Ironically, Chavarria asks us to recognize a distinction between misadvice and non‐advice, even though Padilla was itself about an affirmative misrepresentation. In fact, this distinction, which is thin on its own terms, fails on Padilla’s facts. Thus, Chavarria is essentially asking us to hold that Chaidez held that the Padilla rule is not retroactive except on Padilla’s own facts (which involved misadvice). In fact, the Padilla majority, in responding to the government’s argument to limit its holding, specifically discussed limiting its holding to only affirmative misadvice, but did not because of the possible absurd results. Padilla, 559 U.S. at 370–71. This discussion signals that the Padilla majority had no intent to exclude either affirmative misadvice or non‐advice from the new rule it announced.

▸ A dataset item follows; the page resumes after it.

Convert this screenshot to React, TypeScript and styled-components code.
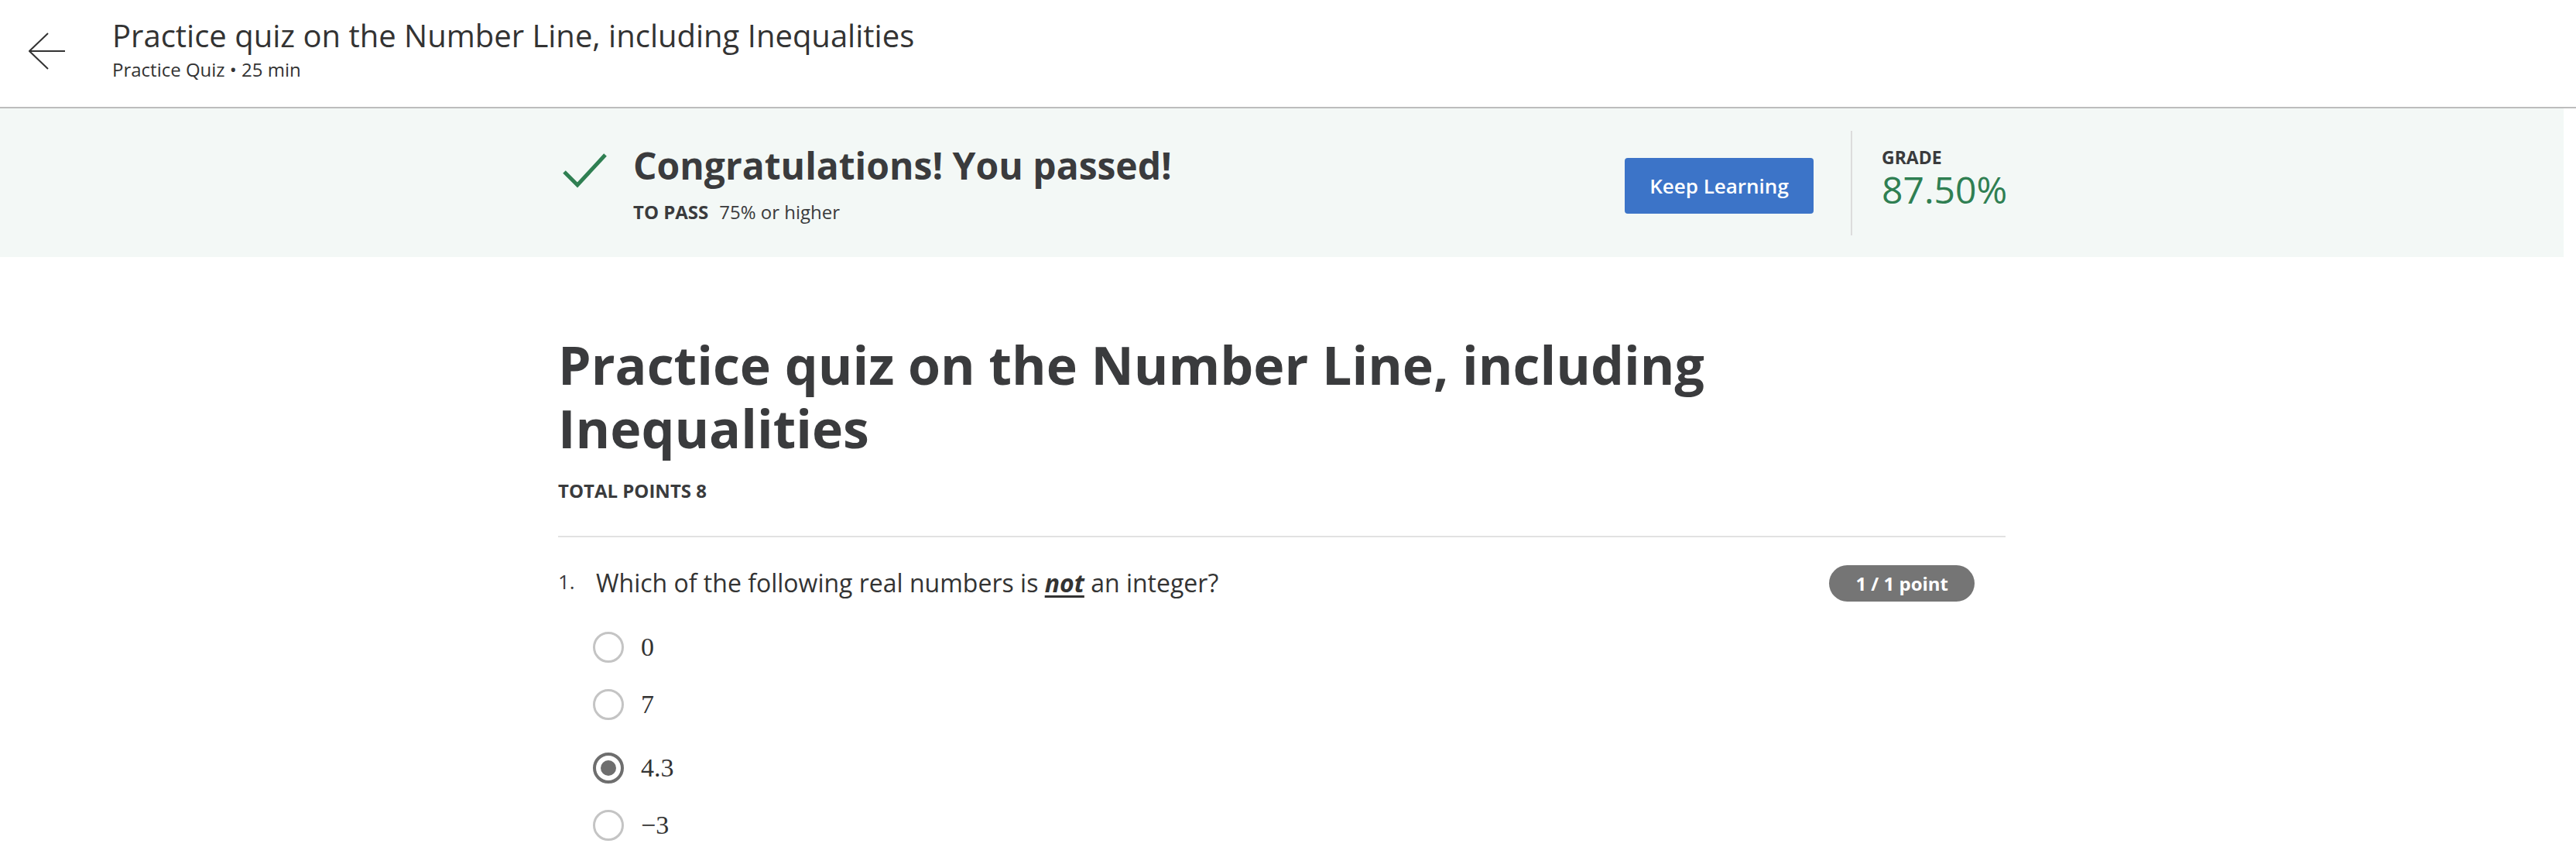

Finally, Chavarria relies on cases from three federal circuits to prove that the distinction between affirmative misadvice and the failure to advise, and a constitutional rule based on that distinction constitutes pre‐Padilla precedent. Yet, under Teague, the rule sought by Chavarria must be dictated by existing precedent. Teague, 489 U.S. at 301. Chavarria cannot simply show the existence of such a distinction, but instead he must show that the distinction was so evident “that all reasonable judges, prior to Padilla, thought they were living in a Padilla‐like world.” Chaidez, 133 S. Ct. 1112.
The Court supported this conclusion by reiterating the trend among the lower courts, which viewed such collateral deportation matters as beyond the reach of the Sixth Amendment. Id. at 1113. The Court stated, “[o]n those courts’ view, the Sixth Amendment no more demanded competent advice about a plea’s deportation consequences than it demanded competent representation in the deportation process itself. Padilla decided that view was wrong. But to repeat: it was Padilla that did so.” Id. The material misrepresentations that were upheld by those three circuits cannot support a constitutional rule to be applied retroactively, since an old rule is one “limited to those holdings so compelled by precedent that any contrary conclusion must be deemed unreasonable.” See Lambrix v. Singletary, 520 U.S. 518, 538 (1997). At the time Chavarria’s case became final, precedent did not dictate that preclusion of an ineffective assistance claim was unreasonable when it arose from an attorney’s material misrepresentation of a deportation risk. Thus, even if this Court were to find the misadvice/nonadvice distinction relevant to this analysis, it does not have the clear precedential weight to be considered a pre‐Padilla rule.
The district court correctly concluded that it was bound by Chaidez and that Padilla had no retroactive effect on Chavarria’s case. Having determined that the distinction between affirmative misadvice and failure to advise does not somehow evade the non‐retroactivity of Padilla, we AFFIRM.